On October 7, 1996, Dawn McSweeney stole Cliff's Stetson along with everything of value that I had worked for all my life and everything Cliff had left me.

While the hat might not have the commercial value of all the jewellery Dawn McSweeney stole, she knew it would hurt me terribly to lose it and, apart from greed, Dawn's motive was to hurt me terribly.

All the details of these crimes have been reported to the Montreal Police and members of government at all levels for thirteen years. To this very day, the thief and her "partners in crime" continue to enjoy their ill-gotten gains.

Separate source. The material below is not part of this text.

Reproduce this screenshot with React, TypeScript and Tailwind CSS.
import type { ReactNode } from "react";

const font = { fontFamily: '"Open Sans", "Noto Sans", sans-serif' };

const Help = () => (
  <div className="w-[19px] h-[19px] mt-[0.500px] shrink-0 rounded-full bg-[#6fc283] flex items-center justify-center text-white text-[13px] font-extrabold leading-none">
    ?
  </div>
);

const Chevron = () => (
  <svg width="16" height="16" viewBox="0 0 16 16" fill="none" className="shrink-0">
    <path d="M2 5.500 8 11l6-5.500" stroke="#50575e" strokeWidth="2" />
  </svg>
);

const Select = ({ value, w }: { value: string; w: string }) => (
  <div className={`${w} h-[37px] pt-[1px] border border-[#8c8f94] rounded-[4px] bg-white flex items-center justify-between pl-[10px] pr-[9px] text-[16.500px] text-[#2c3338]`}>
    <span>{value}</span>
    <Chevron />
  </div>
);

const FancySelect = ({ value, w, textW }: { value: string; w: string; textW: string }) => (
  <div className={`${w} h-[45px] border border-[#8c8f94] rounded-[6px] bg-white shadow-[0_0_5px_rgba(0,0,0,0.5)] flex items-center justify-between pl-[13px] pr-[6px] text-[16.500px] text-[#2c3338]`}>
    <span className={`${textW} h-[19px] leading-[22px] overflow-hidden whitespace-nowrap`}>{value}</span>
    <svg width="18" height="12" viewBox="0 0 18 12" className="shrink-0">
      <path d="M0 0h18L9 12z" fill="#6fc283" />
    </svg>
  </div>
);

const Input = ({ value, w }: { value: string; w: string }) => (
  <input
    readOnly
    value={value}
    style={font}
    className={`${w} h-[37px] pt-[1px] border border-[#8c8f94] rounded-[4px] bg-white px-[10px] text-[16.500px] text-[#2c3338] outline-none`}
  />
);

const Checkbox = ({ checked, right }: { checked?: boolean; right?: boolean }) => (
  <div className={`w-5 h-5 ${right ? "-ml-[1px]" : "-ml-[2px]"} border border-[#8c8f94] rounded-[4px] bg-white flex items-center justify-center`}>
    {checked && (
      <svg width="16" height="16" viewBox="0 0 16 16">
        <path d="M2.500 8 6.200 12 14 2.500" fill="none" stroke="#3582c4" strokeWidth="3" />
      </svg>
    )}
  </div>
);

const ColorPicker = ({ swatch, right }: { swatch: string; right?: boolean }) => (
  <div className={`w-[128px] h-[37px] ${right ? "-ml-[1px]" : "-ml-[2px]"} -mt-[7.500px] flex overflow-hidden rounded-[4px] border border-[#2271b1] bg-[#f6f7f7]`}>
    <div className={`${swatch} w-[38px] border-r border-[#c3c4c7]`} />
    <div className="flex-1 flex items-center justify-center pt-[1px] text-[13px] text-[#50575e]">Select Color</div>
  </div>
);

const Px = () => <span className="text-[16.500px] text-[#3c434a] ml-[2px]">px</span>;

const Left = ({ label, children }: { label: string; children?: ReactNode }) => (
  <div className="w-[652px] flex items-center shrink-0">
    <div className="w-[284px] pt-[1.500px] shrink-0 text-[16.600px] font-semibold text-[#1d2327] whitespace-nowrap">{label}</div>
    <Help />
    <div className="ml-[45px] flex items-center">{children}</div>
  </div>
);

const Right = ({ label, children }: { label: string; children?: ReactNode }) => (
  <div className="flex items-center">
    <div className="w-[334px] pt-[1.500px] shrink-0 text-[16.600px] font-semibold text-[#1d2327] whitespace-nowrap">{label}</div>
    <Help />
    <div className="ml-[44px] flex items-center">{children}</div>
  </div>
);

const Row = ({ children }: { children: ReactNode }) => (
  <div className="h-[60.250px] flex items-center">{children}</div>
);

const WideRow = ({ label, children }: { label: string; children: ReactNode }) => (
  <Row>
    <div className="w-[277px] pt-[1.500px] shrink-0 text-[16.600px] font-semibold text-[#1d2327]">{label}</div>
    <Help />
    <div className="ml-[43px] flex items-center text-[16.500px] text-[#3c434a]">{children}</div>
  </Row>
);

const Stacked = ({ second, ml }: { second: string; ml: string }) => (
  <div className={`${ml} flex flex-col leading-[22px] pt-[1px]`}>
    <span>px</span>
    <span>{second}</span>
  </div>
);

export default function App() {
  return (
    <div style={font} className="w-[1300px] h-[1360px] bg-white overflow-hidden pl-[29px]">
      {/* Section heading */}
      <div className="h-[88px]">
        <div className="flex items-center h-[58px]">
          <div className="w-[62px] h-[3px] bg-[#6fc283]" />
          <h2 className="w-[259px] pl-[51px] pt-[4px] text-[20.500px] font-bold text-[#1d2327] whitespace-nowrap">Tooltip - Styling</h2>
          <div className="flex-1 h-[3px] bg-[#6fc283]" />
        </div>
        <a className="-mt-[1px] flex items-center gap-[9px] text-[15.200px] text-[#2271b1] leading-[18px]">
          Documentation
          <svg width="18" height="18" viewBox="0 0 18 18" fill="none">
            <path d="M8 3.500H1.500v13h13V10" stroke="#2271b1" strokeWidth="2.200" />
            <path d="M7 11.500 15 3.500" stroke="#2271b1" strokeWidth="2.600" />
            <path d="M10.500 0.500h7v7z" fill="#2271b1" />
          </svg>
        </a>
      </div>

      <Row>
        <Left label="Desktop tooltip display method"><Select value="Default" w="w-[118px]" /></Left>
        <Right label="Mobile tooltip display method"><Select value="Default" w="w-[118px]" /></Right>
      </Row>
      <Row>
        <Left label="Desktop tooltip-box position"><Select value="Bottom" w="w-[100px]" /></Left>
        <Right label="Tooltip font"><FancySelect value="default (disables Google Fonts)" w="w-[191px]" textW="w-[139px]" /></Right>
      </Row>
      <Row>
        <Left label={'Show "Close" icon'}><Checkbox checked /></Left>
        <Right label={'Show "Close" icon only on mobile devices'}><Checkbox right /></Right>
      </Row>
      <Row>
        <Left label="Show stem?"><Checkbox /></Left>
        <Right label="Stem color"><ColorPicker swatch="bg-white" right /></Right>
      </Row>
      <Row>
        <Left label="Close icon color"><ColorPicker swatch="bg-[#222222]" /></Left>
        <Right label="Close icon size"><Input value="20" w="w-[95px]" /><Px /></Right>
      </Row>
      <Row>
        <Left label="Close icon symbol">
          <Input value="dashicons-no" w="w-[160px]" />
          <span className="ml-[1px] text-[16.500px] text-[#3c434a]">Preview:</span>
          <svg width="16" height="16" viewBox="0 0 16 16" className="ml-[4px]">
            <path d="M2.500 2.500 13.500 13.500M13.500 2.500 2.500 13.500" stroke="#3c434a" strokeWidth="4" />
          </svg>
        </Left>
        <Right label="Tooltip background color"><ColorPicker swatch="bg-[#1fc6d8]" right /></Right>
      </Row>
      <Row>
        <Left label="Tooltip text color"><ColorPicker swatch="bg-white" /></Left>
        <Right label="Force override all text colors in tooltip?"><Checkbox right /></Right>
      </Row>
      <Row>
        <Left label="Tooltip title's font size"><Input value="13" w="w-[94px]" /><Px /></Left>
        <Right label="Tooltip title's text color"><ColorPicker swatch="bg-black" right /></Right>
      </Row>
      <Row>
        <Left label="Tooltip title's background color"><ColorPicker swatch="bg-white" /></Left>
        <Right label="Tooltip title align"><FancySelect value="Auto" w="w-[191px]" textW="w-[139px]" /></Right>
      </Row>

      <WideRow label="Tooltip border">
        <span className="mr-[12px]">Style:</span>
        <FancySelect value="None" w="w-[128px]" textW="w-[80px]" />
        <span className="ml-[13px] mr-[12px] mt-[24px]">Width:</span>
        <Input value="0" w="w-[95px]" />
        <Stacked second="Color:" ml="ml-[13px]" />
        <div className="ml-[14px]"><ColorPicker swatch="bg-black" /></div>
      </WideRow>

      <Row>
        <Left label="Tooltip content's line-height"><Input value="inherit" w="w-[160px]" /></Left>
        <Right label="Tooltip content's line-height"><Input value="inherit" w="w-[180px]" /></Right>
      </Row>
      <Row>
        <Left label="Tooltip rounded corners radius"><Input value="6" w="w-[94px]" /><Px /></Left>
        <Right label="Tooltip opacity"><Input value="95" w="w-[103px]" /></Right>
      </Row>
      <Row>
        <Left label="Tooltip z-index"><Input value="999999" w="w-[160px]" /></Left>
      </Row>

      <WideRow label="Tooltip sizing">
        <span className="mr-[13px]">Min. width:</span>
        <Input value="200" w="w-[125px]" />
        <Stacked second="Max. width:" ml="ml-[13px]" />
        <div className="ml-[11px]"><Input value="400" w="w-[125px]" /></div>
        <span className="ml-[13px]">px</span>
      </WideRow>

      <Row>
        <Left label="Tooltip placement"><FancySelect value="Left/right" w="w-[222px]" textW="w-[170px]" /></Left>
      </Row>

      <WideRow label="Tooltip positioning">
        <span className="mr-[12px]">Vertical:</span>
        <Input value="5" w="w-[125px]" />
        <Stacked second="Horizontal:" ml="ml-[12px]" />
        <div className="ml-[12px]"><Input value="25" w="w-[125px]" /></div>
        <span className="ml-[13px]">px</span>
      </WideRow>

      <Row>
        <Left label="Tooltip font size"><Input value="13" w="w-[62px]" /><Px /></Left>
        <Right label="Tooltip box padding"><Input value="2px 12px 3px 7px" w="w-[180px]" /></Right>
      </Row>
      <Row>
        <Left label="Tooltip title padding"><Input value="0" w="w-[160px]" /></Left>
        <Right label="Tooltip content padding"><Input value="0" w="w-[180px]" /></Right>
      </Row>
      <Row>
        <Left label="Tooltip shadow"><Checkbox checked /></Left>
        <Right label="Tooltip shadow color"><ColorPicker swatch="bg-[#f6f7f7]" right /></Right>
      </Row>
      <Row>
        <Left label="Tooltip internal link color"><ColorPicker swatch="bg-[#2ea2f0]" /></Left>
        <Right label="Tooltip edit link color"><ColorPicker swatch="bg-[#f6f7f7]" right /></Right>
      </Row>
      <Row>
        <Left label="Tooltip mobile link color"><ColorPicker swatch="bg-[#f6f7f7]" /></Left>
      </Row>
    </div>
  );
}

If you have information that will lead to bringing the "partners in crime" to justice and the return of everything they stole, there is a reward being offered. Please leave a message at this site.


Thursday, March 25, 2010


I am  the words,
You are the music:
We are the Song.

Friday, January 29, 2010


January 29, 2010
A DATE AT THE OLYMPICS IN CALGARY: They are rare now, but some radio stations must still have a copy of A DATE AT THE OLYMPICS IN CALGARY: Music by Cliff Carter, Lyrics by Phyllis Carter. The album is Mr. Nostalgia, Cliff Carter, (Thrill of a Lifetime). RCA Records, Canada, 1982. RCA Victor KKL1-0445.